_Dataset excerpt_
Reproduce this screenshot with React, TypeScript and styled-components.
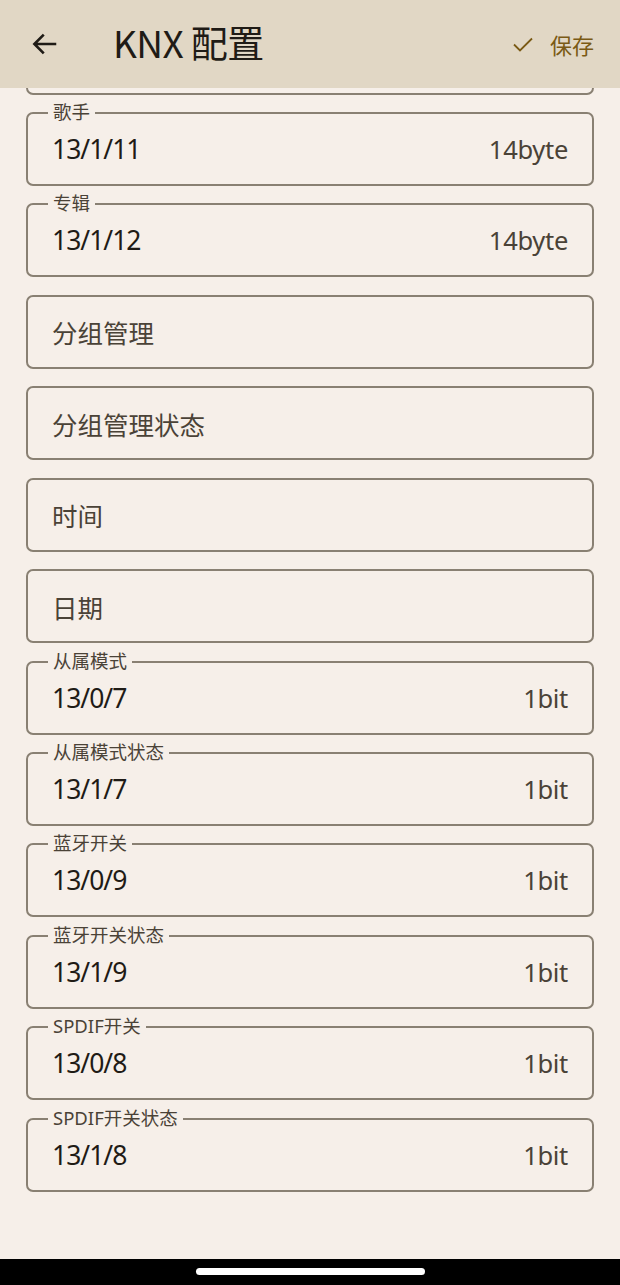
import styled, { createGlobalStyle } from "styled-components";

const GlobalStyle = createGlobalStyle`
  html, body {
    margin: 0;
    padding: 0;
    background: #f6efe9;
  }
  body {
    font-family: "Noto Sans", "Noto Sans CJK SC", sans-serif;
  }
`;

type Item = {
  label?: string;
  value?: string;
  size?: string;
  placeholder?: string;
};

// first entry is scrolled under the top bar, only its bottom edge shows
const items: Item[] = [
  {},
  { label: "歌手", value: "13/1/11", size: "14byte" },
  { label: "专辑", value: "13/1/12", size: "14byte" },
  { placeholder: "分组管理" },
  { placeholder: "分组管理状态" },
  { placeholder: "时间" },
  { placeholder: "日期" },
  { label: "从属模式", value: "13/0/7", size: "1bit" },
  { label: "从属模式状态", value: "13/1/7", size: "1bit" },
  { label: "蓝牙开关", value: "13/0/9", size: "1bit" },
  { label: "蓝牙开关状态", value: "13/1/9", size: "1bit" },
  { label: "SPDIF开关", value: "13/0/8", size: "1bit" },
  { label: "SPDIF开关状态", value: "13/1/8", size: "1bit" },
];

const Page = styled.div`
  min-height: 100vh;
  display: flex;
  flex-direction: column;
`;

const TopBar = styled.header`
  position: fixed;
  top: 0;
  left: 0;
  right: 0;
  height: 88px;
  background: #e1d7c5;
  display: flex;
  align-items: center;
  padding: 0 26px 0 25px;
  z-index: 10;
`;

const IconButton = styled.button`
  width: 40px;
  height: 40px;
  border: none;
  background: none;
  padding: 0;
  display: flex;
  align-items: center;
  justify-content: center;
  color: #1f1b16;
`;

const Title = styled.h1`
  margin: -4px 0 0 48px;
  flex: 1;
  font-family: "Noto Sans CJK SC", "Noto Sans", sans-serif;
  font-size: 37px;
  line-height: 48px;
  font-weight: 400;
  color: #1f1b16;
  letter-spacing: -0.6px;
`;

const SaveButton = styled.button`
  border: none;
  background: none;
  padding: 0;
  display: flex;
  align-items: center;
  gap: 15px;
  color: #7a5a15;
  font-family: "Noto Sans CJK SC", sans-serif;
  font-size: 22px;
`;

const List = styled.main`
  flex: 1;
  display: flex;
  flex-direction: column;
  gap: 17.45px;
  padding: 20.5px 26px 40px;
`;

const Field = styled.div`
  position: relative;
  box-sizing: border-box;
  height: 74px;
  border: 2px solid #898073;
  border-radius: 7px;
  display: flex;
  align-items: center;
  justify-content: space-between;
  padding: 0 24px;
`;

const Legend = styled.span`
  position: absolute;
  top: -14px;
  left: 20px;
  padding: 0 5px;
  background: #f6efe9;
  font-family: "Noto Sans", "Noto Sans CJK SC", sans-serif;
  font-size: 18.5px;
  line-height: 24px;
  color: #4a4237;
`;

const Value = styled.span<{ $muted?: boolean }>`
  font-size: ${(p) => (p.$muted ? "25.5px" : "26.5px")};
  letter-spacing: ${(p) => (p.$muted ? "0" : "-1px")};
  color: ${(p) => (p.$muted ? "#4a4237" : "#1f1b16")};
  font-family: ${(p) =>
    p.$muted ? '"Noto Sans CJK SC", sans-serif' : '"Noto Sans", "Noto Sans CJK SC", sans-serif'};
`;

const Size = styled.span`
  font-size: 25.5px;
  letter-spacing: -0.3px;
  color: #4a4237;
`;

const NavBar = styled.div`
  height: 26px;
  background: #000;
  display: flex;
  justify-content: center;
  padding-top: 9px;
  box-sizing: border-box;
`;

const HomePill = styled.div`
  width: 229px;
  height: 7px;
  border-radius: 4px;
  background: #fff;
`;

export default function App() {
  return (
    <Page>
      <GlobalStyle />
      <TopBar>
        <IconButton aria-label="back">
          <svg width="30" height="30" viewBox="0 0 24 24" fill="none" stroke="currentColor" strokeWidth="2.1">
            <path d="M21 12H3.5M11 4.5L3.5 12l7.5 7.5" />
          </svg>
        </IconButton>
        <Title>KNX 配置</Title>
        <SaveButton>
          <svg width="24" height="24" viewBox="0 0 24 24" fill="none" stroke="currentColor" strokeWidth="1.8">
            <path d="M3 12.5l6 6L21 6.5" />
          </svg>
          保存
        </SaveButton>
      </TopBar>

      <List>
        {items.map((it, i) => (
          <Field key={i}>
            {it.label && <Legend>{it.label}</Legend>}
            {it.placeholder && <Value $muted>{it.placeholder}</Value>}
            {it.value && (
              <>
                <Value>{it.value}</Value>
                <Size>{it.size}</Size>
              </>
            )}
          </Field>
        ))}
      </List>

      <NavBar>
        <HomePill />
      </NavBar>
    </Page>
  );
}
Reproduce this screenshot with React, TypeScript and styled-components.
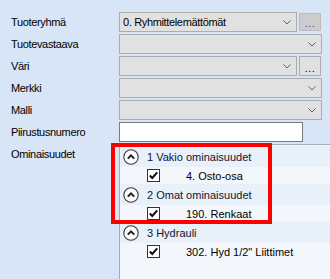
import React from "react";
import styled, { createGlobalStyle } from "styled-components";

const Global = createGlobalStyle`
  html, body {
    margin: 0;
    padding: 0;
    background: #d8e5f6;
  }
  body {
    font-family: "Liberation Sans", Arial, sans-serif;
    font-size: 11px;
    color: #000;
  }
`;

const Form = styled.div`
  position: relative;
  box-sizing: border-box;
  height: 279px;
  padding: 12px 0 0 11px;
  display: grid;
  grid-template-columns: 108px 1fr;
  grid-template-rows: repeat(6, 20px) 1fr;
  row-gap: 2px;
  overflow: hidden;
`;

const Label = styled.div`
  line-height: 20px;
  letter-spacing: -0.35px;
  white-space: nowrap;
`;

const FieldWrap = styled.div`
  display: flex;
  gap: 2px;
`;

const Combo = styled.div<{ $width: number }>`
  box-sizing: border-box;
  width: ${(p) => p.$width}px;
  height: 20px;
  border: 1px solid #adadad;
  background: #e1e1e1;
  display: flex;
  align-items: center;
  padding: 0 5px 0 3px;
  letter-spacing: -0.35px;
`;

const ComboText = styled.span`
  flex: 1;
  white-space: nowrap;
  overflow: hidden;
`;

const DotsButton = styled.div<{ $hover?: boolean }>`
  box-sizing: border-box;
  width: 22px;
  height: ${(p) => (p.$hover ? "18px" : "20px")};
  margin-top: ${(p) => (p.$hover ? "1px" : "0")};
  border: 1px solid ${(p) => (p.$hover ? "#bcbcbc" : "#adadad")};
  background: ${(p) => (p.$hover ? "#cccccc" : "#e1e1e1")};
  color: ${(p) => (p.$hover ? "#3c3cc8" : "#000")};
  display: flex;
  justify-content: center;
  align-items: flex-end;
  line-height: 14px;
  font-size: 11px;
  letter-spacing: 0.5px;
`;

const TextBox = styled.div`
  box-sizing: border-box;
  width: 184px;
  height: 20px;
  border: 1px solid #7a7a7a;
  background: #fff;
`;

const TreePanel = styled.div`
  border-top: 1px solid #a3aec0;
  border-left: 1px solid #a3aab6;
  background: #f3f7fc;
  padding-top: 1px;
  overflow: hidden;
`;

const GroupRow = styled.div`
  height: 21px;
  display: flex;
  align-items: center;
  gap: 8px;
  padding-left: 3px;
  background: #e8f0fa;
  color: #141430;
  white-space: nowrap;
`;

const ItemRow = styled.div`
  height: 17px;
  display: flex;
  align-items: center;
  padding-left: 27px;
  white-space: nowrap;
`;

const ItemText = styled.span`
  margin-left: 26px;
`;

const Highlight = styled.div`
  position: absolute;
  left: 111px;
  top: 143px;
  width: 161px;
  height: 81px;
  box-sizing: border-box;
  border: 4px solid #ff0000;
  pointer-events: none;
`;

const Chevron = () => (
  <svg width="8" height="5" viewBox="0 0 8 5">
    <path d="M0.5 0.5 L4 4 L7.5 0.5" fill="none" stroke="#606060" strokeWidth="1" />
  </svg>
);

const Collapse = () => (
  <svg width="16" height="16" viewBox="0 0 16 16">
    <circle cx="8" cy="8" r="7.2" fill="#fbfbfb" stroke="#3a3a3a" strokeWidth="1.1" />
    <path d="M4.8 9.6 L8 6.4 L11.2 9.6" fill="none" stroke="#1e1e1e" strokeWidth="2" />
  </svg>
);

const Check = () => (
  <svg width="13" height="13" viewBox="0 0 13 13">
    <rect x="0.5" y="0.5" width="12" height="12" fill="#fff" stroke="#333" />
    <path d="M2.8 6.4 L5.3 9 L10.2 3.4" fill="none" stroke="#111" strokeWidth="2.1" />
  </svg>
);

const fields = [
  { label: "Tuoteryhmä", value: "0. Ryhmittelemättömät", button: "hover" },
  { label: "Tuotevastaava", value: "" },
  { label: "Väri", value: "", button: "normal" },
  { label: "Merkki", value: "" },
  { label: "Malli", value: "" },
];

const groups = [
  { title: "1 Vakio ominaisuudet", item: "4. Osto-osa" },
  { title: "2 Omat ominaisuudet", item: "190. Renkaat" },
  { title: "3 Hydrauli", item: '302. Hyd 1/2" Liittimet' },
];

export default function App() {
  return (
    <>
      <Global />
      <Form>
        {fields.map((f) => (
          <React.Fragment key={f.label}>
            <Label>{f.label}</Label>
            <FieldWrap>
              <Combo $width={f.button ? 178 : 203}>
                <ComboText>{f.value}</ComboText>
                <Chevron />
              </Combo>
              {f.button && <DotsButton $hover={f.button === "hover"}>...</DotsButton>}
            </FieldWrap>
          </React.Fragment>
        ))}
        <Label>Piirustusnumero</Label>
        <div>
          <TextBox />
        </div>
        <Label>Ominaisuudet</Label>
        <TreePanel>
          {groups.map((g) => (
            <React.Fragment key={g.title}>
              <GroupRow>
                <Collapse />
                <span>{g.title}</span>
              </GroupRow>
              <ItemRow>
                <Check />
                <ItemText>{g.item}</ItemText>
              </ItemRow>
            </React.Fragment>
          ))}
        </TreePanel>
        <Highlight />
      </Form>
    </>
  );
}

_GIVEN INSTRUCTION_
Copy and report every line where the word "React" is present.

_EXERCISE RESULT_
Reproduce this screenshot with React, TypeScript and styled-components.
Reproduce this screenshot with React, TypeScript and styled-components.
import React from "react";
          <React.Fragment key={f.label}>
          </React.Fragment>
            <React.Fragment key={g.title}>
            </React.Fragment>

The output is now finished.